Following @efriedma's comment, folded sdnode sequence into bitcast in DAGCombine.

efriedma accepted this revision.Sep 7 2023, 10:29 AM

LGTM

Thanks for comment.

Do we need to be concerned at all about big-endian here? (Actually, also for D159267.) This is basically bitcasting from <2 x i32> to <1 x i64>.

I am not sure... It would be fine because compiler adds the rev instructions where they are needed for big-endian... but it could be wrong...
If you are concerned about something for big-endian, please let me know.

BITCAST itself should be fine; I meant, if we use a substitute sequence, we still need a REV, but there isn't any code to generate it.

llvm/lib/Target/AArch64/AArch64ISelLowering.cpp
23159 ↗(On Diff #556143)

I think we should be able to generalize this to other operations that only produce a result in the low element, but I guess we can leave that for a followup.

This revision is now accepted and ready to land.Sep 7 2023, 10:29 AM
dmgreen requested changes to this revision.Sep 7 2023, 10:55 PM
dmgreen added inline comments.
llvm/lib/Target/AArch64/AArch64ISelLowering.cpp
23169 ↗(On Diff #556143)

I'm pretty sure this needs to be an AArch64ISD::NVCAST, not a BITCAST. The BITCAST will swap the 0th and 1st lanes into the i64, we need to keep them inorder.

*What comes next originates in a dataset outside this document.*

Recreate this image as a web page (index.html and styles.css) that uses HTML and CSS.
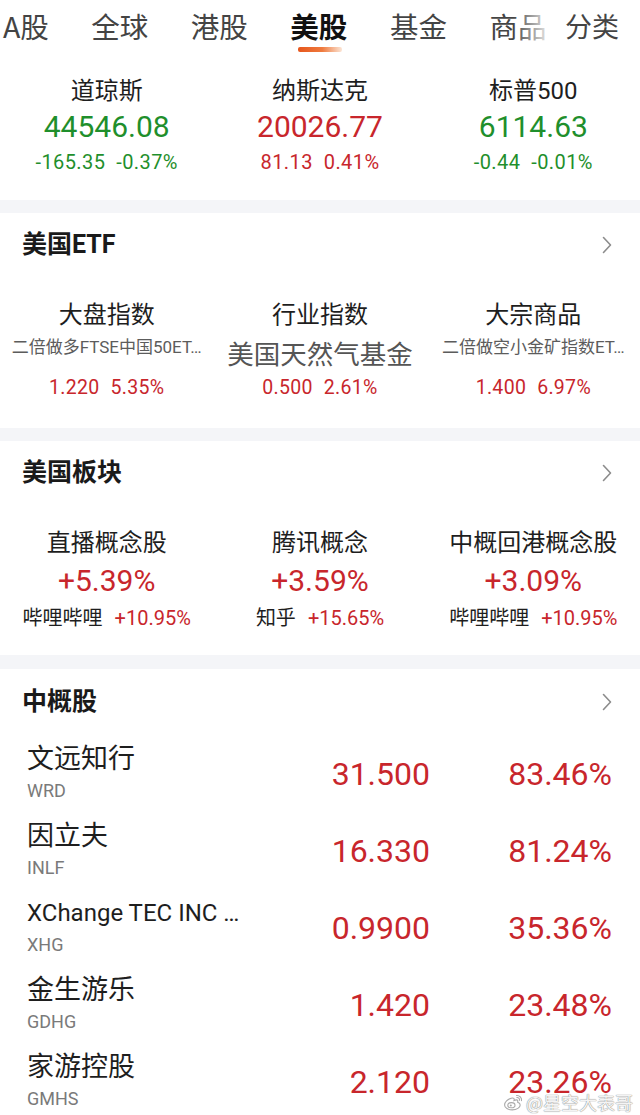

This revision now requires changes to proceed.Sep 7 2023, 10:55 PM
jaykang10 added inline comments.Sep 8 2023, 1:33 AM
llvm/lib/Target/AArch64/AArch64ISelLowering.cpp
23169 ↗(On Diff #556143)

Ah, I did not know we do not need rev instruction here.
Let me change BITCAST to NVCAST.
Thanks for letting me know.

jaykang10 updated this revision to Diff 556236.Sep 8 2023, 1:43 AM

Following @dmgreen's comment, changed BITCAST to NVCAST.

jaykang10 added inline comments.Sep 8 2023, 1:45 AM
llvm/lib/Target/AArch64/AArch64ISelLowering.cpp
23159 ↗(On Diff #556143)

Yep, let's check it with other patch.

dmgreen accepted this revision.Sep 10 2023, 3:48 AM

Thanks. It would be good to add other ops too if we can. Otherwise LGTM.

This revision is now accepted and ready to land.Sep 10 2023, 3:48 AM
This revision was landed with ongoing or failed builds.Sep 11 2023, 1:07 AM
This revision was automatically updated to reflect the committed changes.